Write out, word for word, every line from the first one through the line that holds "import React from", and nothing else; skip the pictures.

◆ **Source data**
BEGIN

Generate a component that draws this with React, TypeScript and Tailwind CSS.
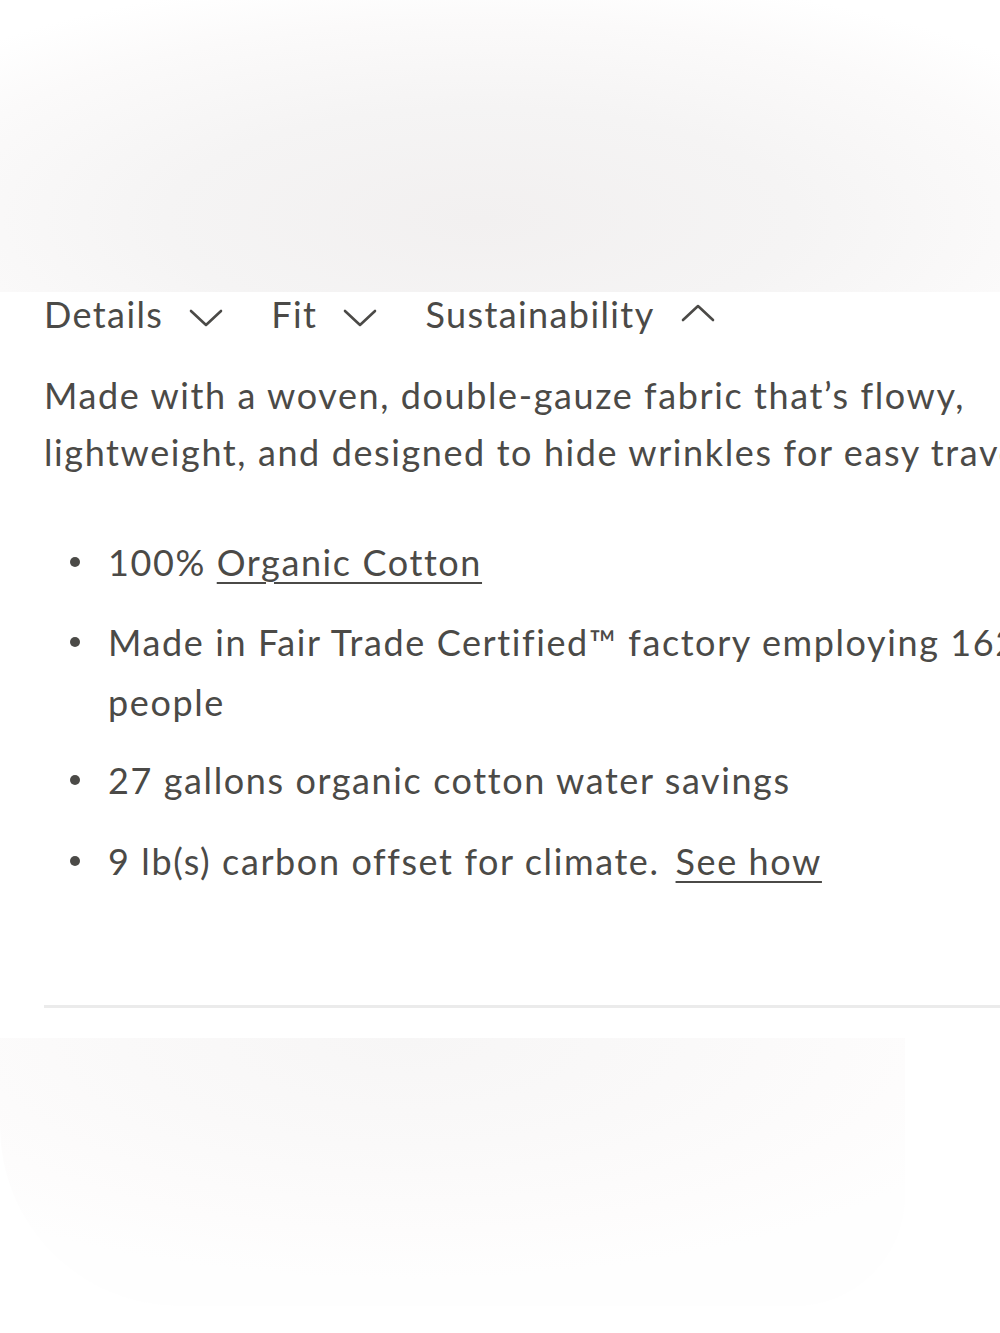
import React from "react";

function Chevron({ up = false }: { up?: boolean }) {
  return (
    <svg width="34" height="18" viewBox="0 0 34 18" fill="none" className="shrink-0">
      <polyline
        points={up ? "2,16 17,2 32,16" : "2,2 17,16 32,2"}
        stroke="#4b4a47"
        strokeWidth="2.6"
        strokeLinecap="round"
        strokeLinejoin="round"
      />
    </svg>
  );
}

function Tab({ label, open = false }: { label: string; open?: boolean }) {
  return (
    <button className="flex items-center gap-[26px] text-[#4b4a47] tracking-[1.4px]">
      <span>{label}</span>
      <span className={open ? "mt-[-4px]" : "mt-[6px]"}>
        <Chevron up={open} />
      </span>
    </button>
  );
}

function Bullet({ children }: { children: React.ReactNode }) {
  return (
    <li className="flex">
      <span className="w-[64px] shrink-0 flex items-start pt-[25px] pl-[26px]">
        <span className="w-[10px] h-[10px] rounded-full bg-[#4b4a47]" />
      </span>
      <span>{children}</span>
    </li>
  );
}

export default function App() {
  return (
    <div
      className="w-[1000px] min-h-[1333px] overflow-hidden bg-white text-[#4b4a47]"
      style={{ fontFamily: "Lato, 'Open Sans', sans-serif" }}
    >
      <div className="h-[292px] w-full bg-[radial-gradient(ellipse_70%_85%_at_48%_75%,#f2f0f0_0%,#f5f4f4_45%,#fbfafa_80%,#ffffff_100%)]" />

      <div className="w-[1080px] pl-[44px] text-[36px] tracking-[1.6px]">
        <div className="flex items-center gap-[48px] h-[45px] leading-[45px]">
          <Tab label="Details" />
          <Tab label="Fit" />
          <Tab label="Sustainability" open />
        </div>

        <p className="mt-[30px] leading-[57px]">
          Made with a woven, double-gauze fabric that’s flowy, lightweight, and designed to hide wrinkles for easy travel.
        </p>

        <ul className="mt-[51px] leading-[60px]">
          <Bullet>
            100%{" "}
            <a href="#" className="underline underline-offset-[6px] decoration-2">Organic Cotton</a>
          </Bullet>
          <div className="h-[20px]" />
          <Bullet>Made in Fair Trade Certified™ factory employing 1622 people</Bullet>
          <div className="h-[18px]" />
          <Bullet>27 gallons organic cotton water savings</Bullet>
          <div className="h-[21px]" />
          <Bullet>
            9 lb(s) carbon offset for climate.
            <a href="#" className="ml-[16px] underline underline-offset-[6px] decoration-2">See how</a>
          </Bullet>
        </ul>

        <div className="mt-[114px] h-[3px] bg-[#ebebeb]" />
      </div>

      <div className="mt-[30px] h-[268px] w-[905px] rounded-bl-[180px] rounded-br-[110px] bg-[radial-gradient(ellipse_70%_90%_at_45%_0%,#f7f6f6_0%,#faf9f9_45%,#fdfcfc_80%,#fefefe_100%)]" />
    </div>
  );
}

END

◆ **Reply to the task**
Generate a component that draws this with React, TypeScript and Tailwind CSS.
import React from "react";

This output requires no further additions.